The crux of the matter is leverage. The big banks have trillions of assets, which the government could never buy on its own. But, as a result of their gambling, swindling and general mismanagement, they also have trillions of liabilities and risks. The net result is a pittance by the standards of our recent bank bailouts.

For example, as of today (September 8, 2011) Morningstar reports Bank of America’s market capitalization as $ 74.9 billion. Buying control would take about half that, or about $37.5 billion. By recent standards of bank bailouts, that is pocket change.

A leak or announcement of the government’s intention might cause the market price to rise in anticipation of a government purchase. Or it might cause the market price to fall even further, in anticipation of a breakup, a loss of the implicit government guarantee, and/or further regulation. But in any event buying control would be orders of magnitude cheaper than bailing out another failure, even without accounting for the expected income from selling off the pieces later.

By buying, splitting up, and selling off the top five or six banks, the government could recreate a rational, competitive banking systems in two ways. First, it could sell off the retail banking, commercial banking, investment banking and trading (including derivatives) operations separately. Second, it could create regional diversity and restore community banking by selling off regional or local offices separately. In other words, the government could re-create a vibrant, highly competitive banking system like the one that existed before the most recent waves of mergers made our big banks “too big to fail.”

None of this would involve “nationalization” in the old twentieth-century sense. Government intervention would be through securities markets and temporary, only for the time necessary to analyze the banks’ operations, figure out the best way to unscramble the eggs, and sell off the pieces.

Private banking investors would have no choice but bid if they wanted a piece of the action, because, at the end of the process, none of the big banks would remain.
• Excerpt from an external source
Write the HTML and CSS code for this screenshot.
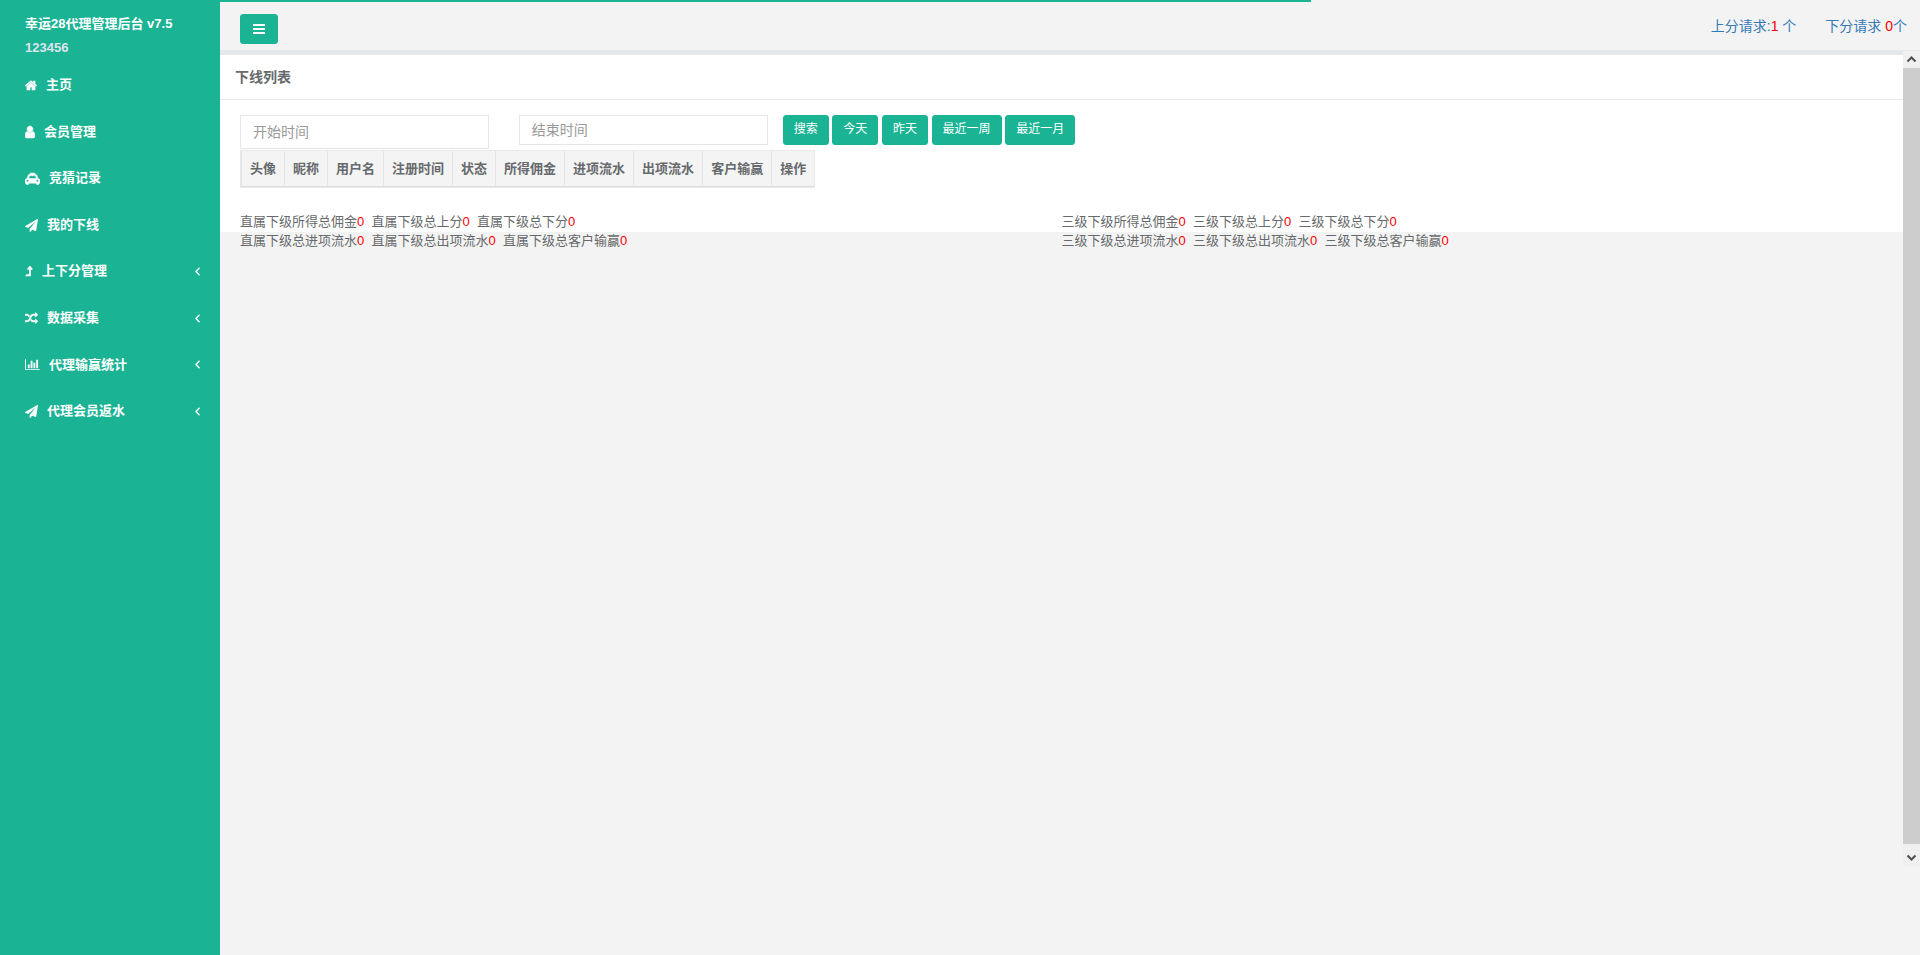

Gone would be their implicit guarantees, their increased moral hazard, their entitlement to bailouts, and their political and economic dominance. Market forces would resurge and rationalize our finance sector in accordance with classical capitalist economics.

How would the downsized banks make big deals? The same way they did before the latest waves of mergers made them “too big to fail” and caused market failure. By syndication. Banks would have to collaborate on big deals, bringing the advantage of “more heads than one” to deals involving significant financial risk. Thus the downsizing would reduce systemic risk as well as moral hazard.

Competition would benefit. Local and regional control would benefit. The banks would no longer have enough money and clout to buy legislatures and corrupt the political process. And regulation of the separate sectors (retail, commercial, investment and trading) could be calibrated separately to avoid regulatory overkill. Once the government had downsized the biggest tumors, market forces would do the rest.

This would be a bold, radical plan. But it would work without damage to fundamental free-market principles. It would restore market forces to a sector that long has eluded them. And the end result would be a highly competitive, much smaller and more rational financial sector without the power to corrupt government, command bailouts and make the public pay for its mismanagement and mistakes.